Technical Limitations

Before implementing, especially in production, you need to know the limitations of Change Tracking:

  • Changing Primary Key: Change Tracking does not allow you to directly update the value of a PK. In practice, an UPDATE on a column that is part of the primary key is treated internally as a DELETE of the old key followed by an INSERT of the new key, and the CT will reflect this behavior.
  • TRUNCATE TABLE: The TRUNCATE TABLE command does not generate Change Tracking events. If you truncate the table, CT will not record the individual deletes and will require a full load of that table.
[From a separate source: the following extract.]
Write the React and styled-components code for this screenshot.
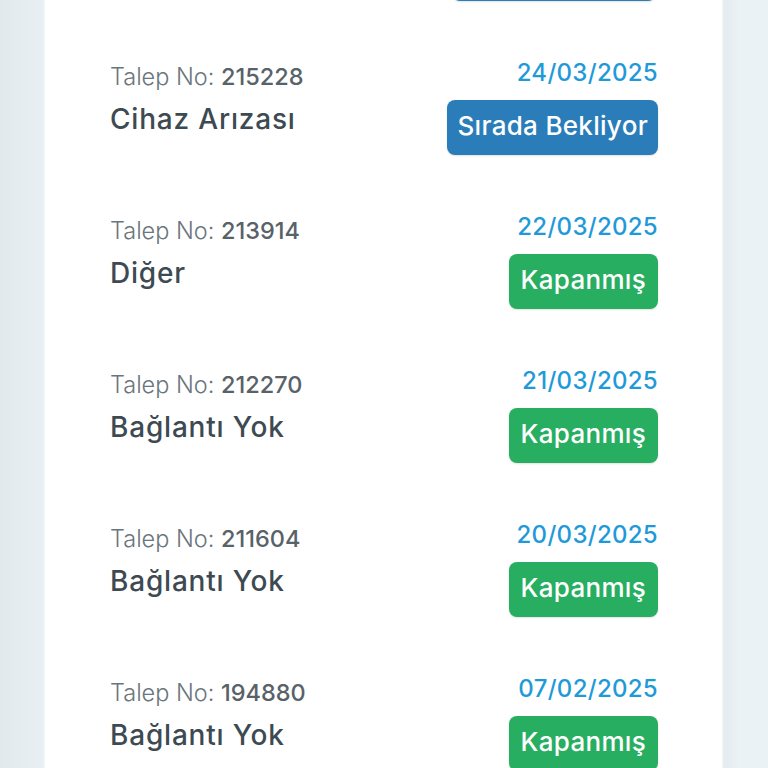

  • Large Object (LOB) Columns: CT does not track which LOB columns (VARCHAR(MAX), VARBINARY(MAX)) were changed, so even with TRACK_COLUMNS_UPDATED = ON, Change Tracking does not include LOB columns in the bitmap of changed columns (SYS_CHANGE_COLUMNS). So you know the row has changed, but you can't identify exactly which LOB columns have changed.
Tracking columns (TRACK_COLUMNS_UPDATED) adds extra storage and CPU cost. Only enable if your synchronization logic really needs to know which field changed to avoid unnecessary updates to the destination.